A Globo sabe que a agenda do
politicamente correto é a agenda política liberal nos EUA e da própria
Globalização. E que a cultura das novas tecnologias disruptivas como Internet e
dispositivos moveis (a grande ameaça da Globo) é liberal e que também preza
pela correção política.
Mas aqui no Brasil, para a direita
alucinada com seus “bolsominions”, pastores evangélicos e fundamentalistas em
geral tudo não passa de uma maquiavélica conspiração comunista, bolivariana.

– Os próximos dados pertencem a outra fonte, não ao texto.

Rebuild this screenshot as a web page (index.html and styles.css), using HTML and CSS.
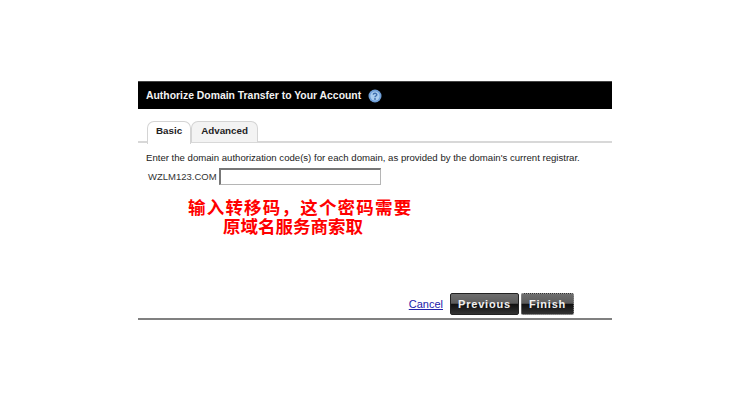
FILE: index.html
```html
<!DOCTYPE html>
<html>
<head>
    <title>Authorize Domain Transfer</title>
    <link rel="stylesheet" href="styles.css">
</head>
<body>
    <div class="panel">
        <div class="header">
            <span class="header-title">Authorize Domain Transfer to Your Account</span>
            <svg class="help-icon" width="14" height="14" viewBox="0 0 14 14">
                <circle cx="7" cy="7" r="6.5" fill="#6f9fd8"/>
                <circle cx="7" cy="7" r="4.6" fill="#a9cdf0"/>
                <path d="M5.2 5.6 C5.4 3.8 8.9 3.9 8.8 5.8 C8.7 7 7 7 7 8.2" fill="none" stroke="#3f6fae" stroke-width="1.4"/>
                <circle cx="7" cy="10" r="0.9" fill="#3f6fae"/>
            </svg>
        </div>
        <div class="tabs">
            <div class="tab tab-active">Basic</div>
            <div class="tab">Advanced</div>
        </div>
        <div class="content">
            <div class="intro">Enter the domain authorization code(s) for each domain, as provided by the domain's current registrar.</div>
            <div class="domain-row">
                <span class="domain-name">WZLM123.COM</span>
                <input type="text" class="auth-input">
            </div>
            <div class="note">
                <div class="note-first">输入转移码，这个密码需要</div>
                <div class="note-second">原域名服务商索取</div>
            </div>
        </div>
        <div class="actions">
            <a href="#" class="cancel">Cancel</a>
            <button class="btn btn-previous">Previous</button>
            <button class="btn btn-finish">Finish</button>
        </div>
    </div>
</body>
</html>
```

FILE: styles.css
```css
body {
    margin: 0;
    background: #fff;
    font-family: "Liberation Sans", Arial, sans-serif;
}
.panel {
    width: 474px;
    margin: 81px 0 0 138px;
    border-bottom: 2px solid #808080;
}
.header {
    display: flex;
    align-items: center;
    height: 27px;
    padding-left: 8px;
    background: #000;
    border-top: 1px solid #444;
}
.header-title {
    color: #f2f2f2;
    font-size: 10.4px;
    font-weight: bold;
}
.help-icon {
    margin-left: 7px;
}
.tabs {
    display: flex;
    height: 20px;
    margin-top: 12px;
    padding-left: 9px;
    border-bottom: 2px solid #d8d8d8;
}
.tab {
    height: 17px;
    padding: 3px 9px 0;
    background: #f3f3f3;
    border: 1px solid #d4d4d4;
    border-bottom: none;
    border-radius: 7px 7px 0 0;
    color: #222;
    font-size: 9.8px;
    font-weight: bold;
}
.tab-active {
    height: 19px;
    padding: 3px 8px 0;
    background: #fff;
    position: relative;
    z-index: 1;
}
.content {
    height: 141px;
    padding: 9px 0 0 8px;
}
.intro {
    color: #222;
    font-size: 9.6px;
    line-height: 12px;
}
.domain-row {
    display: flex;
    align-items: center;
    margin-top: 4px;
    padding-left: 2px;
}
.domain-name {
    width: 71px;
    color: #333;
    font-size: 9.5px;
}
.auth-input {
    width: 162px;
    height: 17px;
    padding: 0;
    box-sizing: border-box;
    background: #fff;
    border: 1px solid #b5b5b5;
    border-top: 2px solid #777;
    border-left: 2px solid #777;
}
.note {
    margin: 12px 0 0 42px;
    width: 226px;
    color: #f00;
    font-family: "Noto Sans CJK SC", sans-serif;
    font-size: 17.5px;
    font-weight: bold;
    line-height: 19px;
    white-space: nowrap;
}
.note-first {
    letter-spacing: 1.2px;
}
.note-second {
    margin-left: 35px;
}
.actions {
    display: flex;
    justify-content: flex-end;
    align-items: center;
    height: 22px;
    padding: 0 38px 3px 0;
}
.cancel {
    margin-right: 7px;
    color: #2222aa;
    font-size: 11px;
}
.btn {
    height: 22px;
    padding: 0;
    background: linear-gradient(#6e6e6e 0, #5c5c5c 46%, #111 52%, #333 100%);
    border: 1px solid #222;
    border-radius: 2px;
    color: #f0f0f0;
    font-family: "Liberation Sans", Arial, sans-serif;
    font-size: 11px;
    font-weight: bold;
    letter-spacing: 0.8px;
}
.btn-previous {
    width: 69px;
    margin-right: 2px;
}
.btn-finish {
    width: 53px;
    border: 1px dotted #999;
}
```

Como ponta de lança da oposição contra o
lulopetismo, a Globo teve que dar espaço e visibilidade para esses grupos nas
indefectíveis manifestações de rua e bateções de panelas para conseguir formar
uma “massa crítica” – adensar ainda mais a já pesada atmosfera política nacional
para alcançar o clímax no golpe.
Globo aprendeu a lição com o caso da novela "Babilônia" |
Tentando limpar a lama das mãos
Agora tenta limpar as mãos da lama chafurdada
nesse período com histéricas demonstrações de pauta politicamente correta:
(a) A série Malhação tem como subtítulo “viva a diferença” propagandeando a
tolerância e o fim dos preconceitos;
(b) Karol Conka apresentando o programa Superbonita
no canal GNT levantando bandeira do empoderamento feminino e de que “beleza é
poder!”;
(c) Matérias especiais no Fantástico sobre crianças transgênero e
identidade transgênero;
(d) Espaço crescente nos telejornais para
pautas sobre violência contra a mulher, intolerância religiosa e crimes
motivados por intolerância de gênero e orientação sexual;
(e) Série de documentários no canal
fechado GNT com temas como “tabus”e “preconceito”.
Em passado recente tal recorrência seria
impensada dentro da cavalgada da grande mídia em tentar cooptar todo e qualquer
grupo que tivesse ódio suficiente para ser direcionado contra o Governo
Federal.
Em outros tempos as incorreções do ator
José Mayer e a galhofa racista do jornalista William Waack talvez ficassem
restritas no campo do folclore das suas respectivas profissões. Mas hoje a
Globo não pensa duas vezes em imolar em público seus fiéis colaboradores de
outrora para tentar tirar a lama de suas mãos.